Literasi Lingkungan: Dari Sampah ke Kesadaran Kolektif
Sederhana, tetapi penuh makna.
Sebab plastik—jenis sampah yang mereka temukan paling banyak—bukan sekadar remah makanan ringan atau bungkus minuman modern. Ia adalah simbol dari pola konsumsi baru yang digemari remaja: praktis, menarik, dan serbainstan. Kemasan makanan itu berakhir di tangan mereka hanya beberapa menit. Namun jejaknya bisa bertahan ratusan tahun di tanah.
Plastik yang Berserakan, Cermin Kebiasaan
Di sekeliling halaman sekolah, di sudut-sudut kelas, hingga di sela pot tanaman, plastik menjadi pemandangan yang tak asing. Meski sekolah sudah menegakkan aturan kebersihan, masih ada siswa yang belum terbiasa membuang sampah pada tempatnya. Dan musim hujan seperti sekarang memperburuk keadaan. Air yang mengalir deras dari luar lingkungan sekolah ikut menyeret sampah plastik masuk, menjadi bukti bahwa persoalan kebersihan bukan hanya tanggung jawab sekolah, tetapi juga kultur masyarakat yang lebih luas.
Karena itu, literasi lingkungan bukan sekadar kegiatan mingguan. Ia adalah proses penanaman nilai—pelan, tapi berkelanjutan.
10 Menit, 9 Kantong Plastik
Setelah arahan singkat, para siswa dibagi ke beberapa kelompok dan bergerak menyusuri seluruh lingkungan sekolah. Dalam waktu hanya sepuluh menit, terkumpul sembilan kantong besar berisi sampah plastik: bungkus makanan, gelas minuman, sedotan, botol plastik, hingga serpihan kecil yang hampir tak terlihat.
Tumpukan itu kemudian menjadi bahan refleksi. Tidak ada ceramah panjang, hanya diskusi sederhana yang menuntun siswa bertanya:
- Apa saja jenis sampah yang dikumpulkan?
- Bagaimana pengaruh sampah plastik terhadap organisme pengurai di dalam tanah?
- Bagaimana dampak sampah plastik terhadap aliran air dan kesehatan lingkungan?
Pertanyaan-pertanyaan itu mengubah sampah yang tadinya dianggap sepele menjadi materi belajar yang nyata.
Ketika Tanah Kehilangan Kehidupannya
Dari diskusi tersebut, siswa mulai memahami bahwa plastik bukanlah sampah biasa. Di dalam tanah, plastik sangat sulit terurai. Ketika menumpuk, ia menghalangi aktivitas organisme pengurai—cacing, bakteri, dan mikroba tanah yang selama ini bekerja tanpa henti menjaga kesuburan bumi.

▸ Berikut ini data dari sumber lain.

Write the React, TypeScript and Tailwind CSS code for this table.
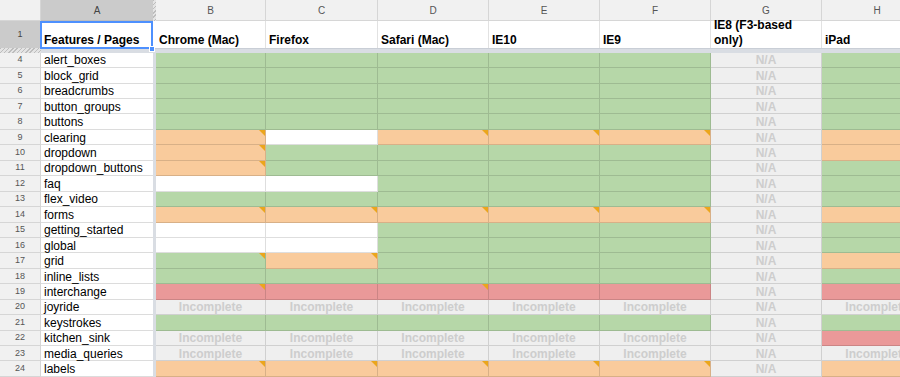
import React from "react";

type Row = [string, string, string];

const rows: Row[] = [
  ["4", "alert_boxes", "g g g g g n g"],
  ["5", "block_grid", "g g g g g n g"],
  ["6", "breadcrumbs", "g g g g g n g"],
  ["7", "button_groups", "g g g g g n g"],
  ["8", "buttons", "g g g g g n g"],
  ["9", "clearing", "o* w o* o* o* n o"],
  ["10", "dropdown", "o* g g g g n o"],
  ["11", "dropdown_buttons", "o* g g g g n g"],
  ["12", "faq", "w w g g g n g"],
  ["13", "flex_video", "g g g g g n g"],
  ["14", "forms", "o* o* o* o* o* n o"],
  ["15", "getting_started", "w w g g g n g"],
  ["16", "global", "w w g g g n g"],
  ["17", "grid", "g* o* g g g n o"],
  ["18", "inline_lists", "g g g g g n g"],
  ["19", "interchange", "r* r r* r r n r"],
  ["20", "joyride", "i i i i i n i"],
  ["21", "keystrokes", "g g g g g n g"],
  ["22", "kitchen_sink", "i i i i i n r"],
  ["23", "media_queries", "i i i i i n i"],
  ["24", "labels", "o* o* o* o* o* n o"],
];

const widths = [
  "w-[110px]",
  "w-[112px]",
  "w-[111px]",
  "w-[111px]",
  "w-[111px]",
  "w-[111px]",
  "w-[111px]",
];

const letters = ["B", "C", "D", "E", "F", "G", "H"];

const heads = ["Chrome (Mac)", "Firefox", "Safari (Mac)", "IE10", "IE9", "IE8 (F3-based only)", "iPad"];

const colors: Record<string, string> = {
  g: "bg-[#b6d7a8]",
  o: "bg-[#f9cb9c]",
  r: "bg-[#ea9999]",
  w: "bg-white",
  i: "bg-[#efefef]",
  n: "bg-[#efefef]",
};

const hatch =
  "bg-[repeating-linear-gradient(135deg,#bdbdbd_0px,#bdbdbd_1px,#e4e4e4_1px,#e4e4e4_3px)]";

function Cell({ code, w }: { code: string; w: string }) {
  const tri = code.endsWith("*");
  const k = code[0];
  return (
    <div
      className={`relative shrink-0 h-full flex items-center justify-center pt-[1px] border-r border-b border-[rgba(0,0,0,0.13)] ${w} ${colors[k]}`}
    >
      {k === "i" && (
        <span className="text-[12px] font-bold text-[#cdcdcd] leading-none">Incomplete</span>
      )}
      {k === "n" && <span className="text-[12px] font-bold text-[#cdcdcd] leading-none">N/A</span>}
      {tri && (
        <div className="absolute top-0 right-0 w-0 h-0 border-l-[6px] border-l-transparent border-t-[6px] border-t-[#eba61c]" />
      )}
    </div>
  );
}

export default function App() {
  return (
    <div className="relative w-[900px] h-[377px] overflow-hidden bg-white font-['Liberation_Sans',Arial,sans-serif] text-black">
      {/* column letters */}
      <div className="flex h-[21px]">
        <div className="shrink-0 w-[41px] h-full bg-[#f1f1f1] border-r border-b border-[#d6d6d6]" />
        <div className="shrink-0 w-[112px] h-full bg-[#cbcbcb] border-b border-[#bdbdbd] flex items-center justify-center text-[10px] text-[#444]">
          A
        </div>
        <div className={`shrink-0 w-[3px] h-full ${hatch}`} />
        {letters.map((l, i) => (
          <div
            key={l}
            className={`shrink-0 h-full ${widths[i]} bg-[#f1f1f1] border-r border-b border-[#d6d6d6] flex items-center justify-center text-[10px] text-[#555]`}
          >
            {l}
          </div>
        ))}
      </div>

      {/* row 1 */}
      <div className="flex h-[27px]">
        <div className="shrink-0 w-[41px] h-full bg-[#cbcbcb] border-r border-[#bdbdbd] flex items-center justify-center text-[9px] text-[#444]">
          1
        </div>
        <div className="shrink-0 w-[112px] h-full flex items-end pl-[3px] pb-0 text-[12px] font-bold leading-[15px]">
          Features / Pages
        </div>
        <div className="shrink-0 w-[3px] h-full bg-white" />
        {heads.map((h, i) => (
          <div
            key={h}
            className={`shrink-0 h-full ${widths[i]} border-r border-[#e2e2e2] flex items-end pl-[3px] pb-0 text-[12px] font-bold leading-[15px]`}
          >
            {h}
          </div>
        ))}
      </div>

      {/* frozen band */}
      <div className="flex h-[4.7px]">
        <div className={`shrink-0 w-[41px] h-full ${hatch}`} />
        <div className="flex-1 h-full bg-[#d9dde3] border-t border-[#c9ced6]" />
      </div>

      {/* data rows */}
      {rows.map(([n, name, codes]) => (
        <div key={n} className="flex h-[15.45px]">
          <div className="shrink-0 w-[41px] h-full bg-[#f1f1f1] border-r border-b border-[#d6d6d6] flex items-center justify-center text-[9px] text-[#555] leading-none">
            {n}
          </div>
          <div className="shrink-0 w-[112px] h-full bg-white border-b border-[#dcdcdc] flex items-center pl-[3px] pt-[1px] text-[12px] leading-none">
            {name}
          </div>
          <div className="shrink-0 w-[3px] h-full bg-[#d9dde3]" />
          {codes.split(" ").map((c, i) => (
            <Cell key={i} code={c} w={widths[i]} />
          ))}
        </div>
      ))}

      {/* selection */}
      <div className="absolute left-[40px] top-[21px] w-[113px] h-[28px] border-2 border-[#4d90fe] pointer-events-none" />
      <div className="absolute left-[149px] top-[45.5px] w-[6px] h-[6px] bg-[#4d90fe] border border-white" />
    </div>
  );
}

Plastik dapat menyebabkan:
- tanah kehilangan kemampuan menyerap air,
- sirkulasi udara terganggu,
- struktur tanah rusak,
- keanekaragaman hayati mikroba menurun,
- hama dan penyakit mudah berkembang.
Jika organisme tanah hilang, tanah menjadi keras, tandus, dan miskin nutrisi. Dalam jangka panjang, kualitas tanaman menurun dan berdampak pada keamanan pangan. Sebab tanah yang sakit tidak mampu menumbuhkan tanaman yang sehat.
Bukan hanya itu, plastik yang terpendam lama akan pecah menjadi mikroplastik bahkan nanoplastik—partikel halus yang tak terlihat mata, tetapi mampu mencemari tanah dalam skala luas.
Air yang Tercemar, Ancaman yang Tak Terlihat
Air pun tak luput dari dampak buruk sampah plastik. Saat mikroplastik meresap ke dalam tanah, ia dapat terbawa menuju sumber air tanah. Air yang sekilas terlihat bersih, sebenarnya membawa partikel-partikel halus yang tidak bisa diolah tubuh manusia.
Penelitian menunjukkan bahwa mikroplastik yang diminum dalam jangka panjang dapat mengganggu metabolisme, sistem hormon, hingga imunitas.
Di lingkungan sekolah, sampah plastik yang menghambat aliran air juga menyebabkan genangan, bau tak sedap, dan menjadi tempat berkembangnya penyakit.
Belajar dari Lingkungan yang Nyata
Kegiatan literasi lingkungan hari itu bukan sekadar agenda rutin. Ia menjadi ruang refleksi bagi siswa untuk melihat bagaimana tindakan kecil mampu menimbulkan dampak besar. Sekolah berharap kegiatan seperti ini terus dilakukan dan dikembangkan agar lahir generasi yang bukan hanya cerdas, tetapi juga peduli pada planet tempat mereka hidup.
Sebab menjaga lingkungan bukan pekerjaan satu hari, melainkan perjalanan panjang membangun kesadaran kolektif.